> **Stored data**
- - - -
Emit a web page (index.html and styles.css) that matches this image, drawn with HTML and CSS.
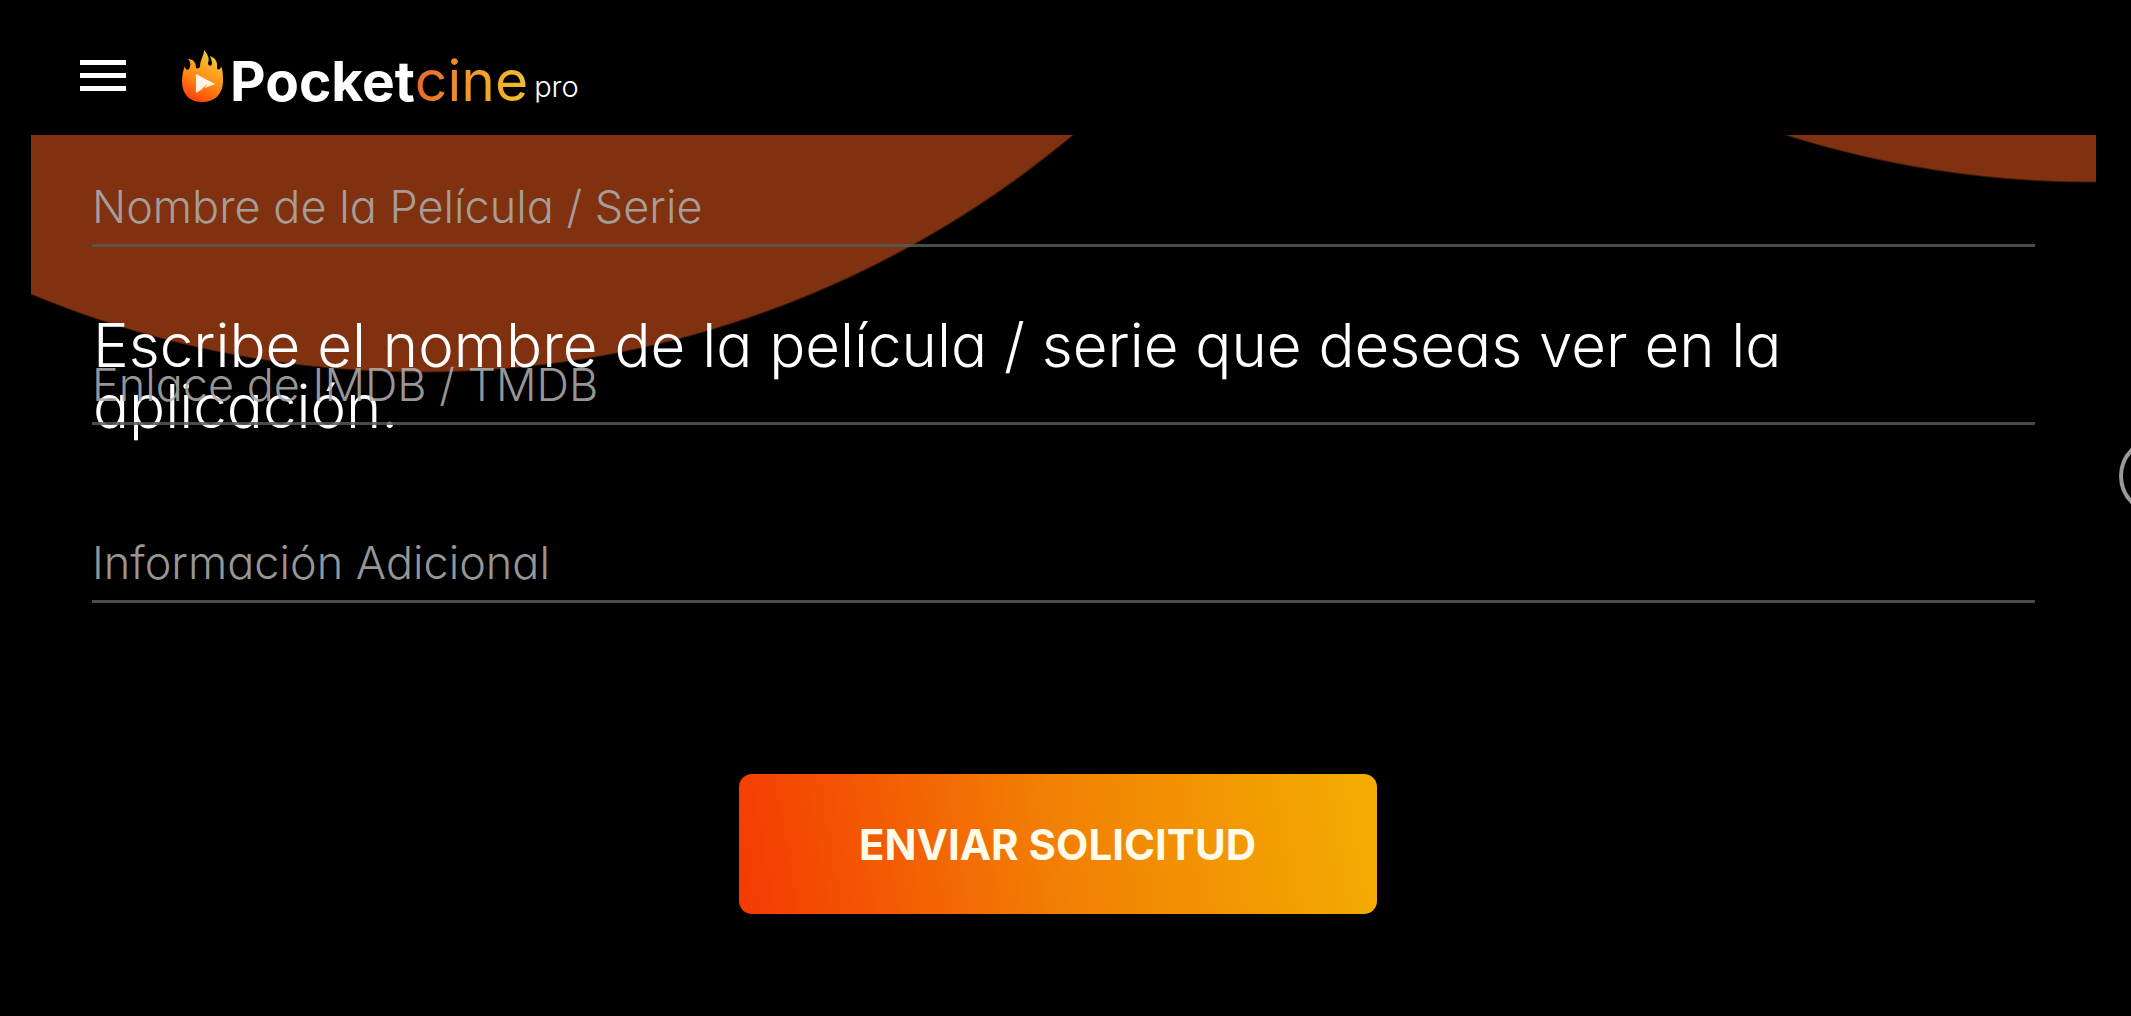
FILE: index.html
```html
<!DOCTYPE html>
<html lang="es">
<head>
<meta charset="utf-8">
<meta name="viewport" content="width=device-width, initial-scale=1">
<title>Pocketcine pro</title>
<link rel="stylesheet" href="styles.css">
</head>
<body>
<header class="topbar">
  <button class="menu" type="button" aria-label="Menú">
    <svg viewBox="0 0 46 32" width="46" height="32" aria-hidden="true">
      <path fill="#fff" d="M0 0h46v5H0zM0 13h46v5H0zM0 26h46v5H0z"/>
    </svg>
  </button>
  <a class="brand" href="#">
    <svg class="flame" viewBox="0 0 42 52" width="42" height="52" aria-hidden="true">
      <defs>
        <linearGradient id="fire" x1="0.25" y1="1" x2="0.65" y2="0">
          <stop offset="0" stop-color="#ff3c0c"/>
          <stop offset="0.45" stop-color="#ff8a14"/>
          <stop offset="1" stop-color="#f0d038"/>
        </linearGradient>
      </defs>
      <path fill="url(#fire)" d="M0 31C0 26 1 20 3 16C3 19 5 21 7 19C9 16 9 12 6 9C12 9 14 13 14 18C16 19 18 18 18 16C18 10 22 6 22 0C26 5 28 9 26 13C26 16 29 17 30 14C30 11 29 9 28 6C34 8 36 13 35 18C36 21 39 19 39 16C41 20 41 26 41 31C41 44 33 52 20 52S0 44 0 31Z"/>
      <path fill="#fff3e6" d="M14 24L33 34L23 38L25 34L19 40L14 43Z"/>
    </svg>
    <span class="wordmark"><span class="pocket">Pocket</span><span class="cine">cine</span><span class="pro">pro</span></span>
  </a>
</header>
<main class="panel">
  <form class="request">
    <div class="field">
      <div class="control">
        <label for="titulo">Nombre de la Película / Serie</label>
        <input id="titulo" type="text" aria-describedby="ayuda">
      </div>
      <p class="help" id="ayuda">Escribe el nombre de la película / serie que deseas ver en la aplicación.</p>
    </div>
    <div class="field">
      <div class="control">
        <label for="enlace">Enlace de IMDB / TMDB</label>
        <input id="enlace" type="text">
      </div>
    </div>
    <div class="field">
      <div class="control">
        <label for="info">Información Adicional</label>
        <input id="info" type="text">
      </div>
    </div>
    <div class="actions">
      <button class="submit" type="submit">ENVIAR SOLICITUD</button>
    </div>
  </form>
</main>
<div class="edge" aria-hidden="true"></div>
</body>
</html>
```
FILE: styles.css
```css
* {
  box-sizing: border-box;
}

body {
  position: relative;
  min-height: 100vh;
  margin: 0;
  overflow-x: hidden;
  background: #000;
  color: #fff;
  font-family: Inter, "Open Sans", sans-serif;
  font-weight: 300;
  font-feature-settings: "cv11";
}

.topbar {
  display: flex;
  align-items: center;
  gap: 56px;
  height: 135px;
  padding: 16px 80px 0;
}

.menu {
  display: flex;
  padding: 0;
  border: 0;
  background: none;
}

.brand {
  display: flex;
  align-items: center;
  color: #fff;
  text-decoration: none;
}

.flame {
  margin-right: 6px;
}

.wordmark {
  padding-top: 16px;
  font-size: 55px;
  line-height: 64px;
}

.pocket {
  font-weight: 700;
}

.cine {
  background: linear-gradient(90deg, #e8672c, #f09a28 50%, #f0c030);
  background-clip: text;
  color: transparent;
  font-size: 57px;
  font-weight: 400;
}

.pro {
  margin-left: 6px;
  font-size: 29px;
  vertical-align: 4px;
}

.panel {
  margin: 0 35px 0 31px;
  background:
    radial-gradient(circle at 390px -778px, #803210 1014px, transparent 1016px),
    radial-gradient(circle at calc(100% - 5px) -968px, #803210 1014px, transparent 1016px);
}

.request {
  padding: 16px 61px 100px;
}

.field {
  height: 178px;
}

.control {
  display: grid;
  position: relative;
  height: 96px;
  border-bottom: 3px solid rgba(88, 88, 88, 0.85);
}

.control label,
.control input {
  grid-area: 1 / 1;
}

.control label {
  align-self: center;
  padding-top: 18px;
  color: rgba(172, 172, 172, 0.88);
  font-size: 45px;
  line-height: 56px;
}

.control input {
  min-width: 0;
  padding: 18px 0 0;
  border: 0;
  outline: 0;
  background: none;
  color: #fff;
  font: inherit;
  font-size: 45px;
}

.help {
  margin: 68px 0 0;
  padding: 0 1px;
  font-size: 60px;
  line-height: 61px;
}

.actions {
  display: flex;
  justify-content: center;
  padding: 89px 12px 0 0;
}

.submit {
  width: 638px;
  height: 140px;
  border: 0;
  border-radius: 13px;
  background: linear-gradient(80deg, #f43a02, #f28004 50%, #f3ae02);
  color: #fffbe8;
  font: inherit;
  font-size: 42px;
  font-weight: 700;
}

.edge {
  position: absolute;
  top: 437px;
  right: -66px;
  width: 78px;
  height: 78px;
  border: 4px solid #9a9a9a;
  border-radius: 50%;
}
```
- - - -
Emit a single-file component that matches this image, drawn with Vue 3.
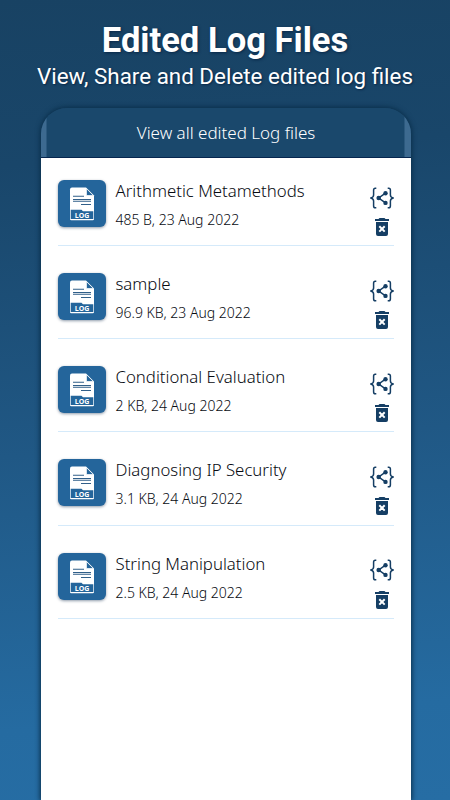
- - - -
> **To do**
Scan the records above, count the lines with "drawn" in them, and give only the number.

> **Solved problem**
2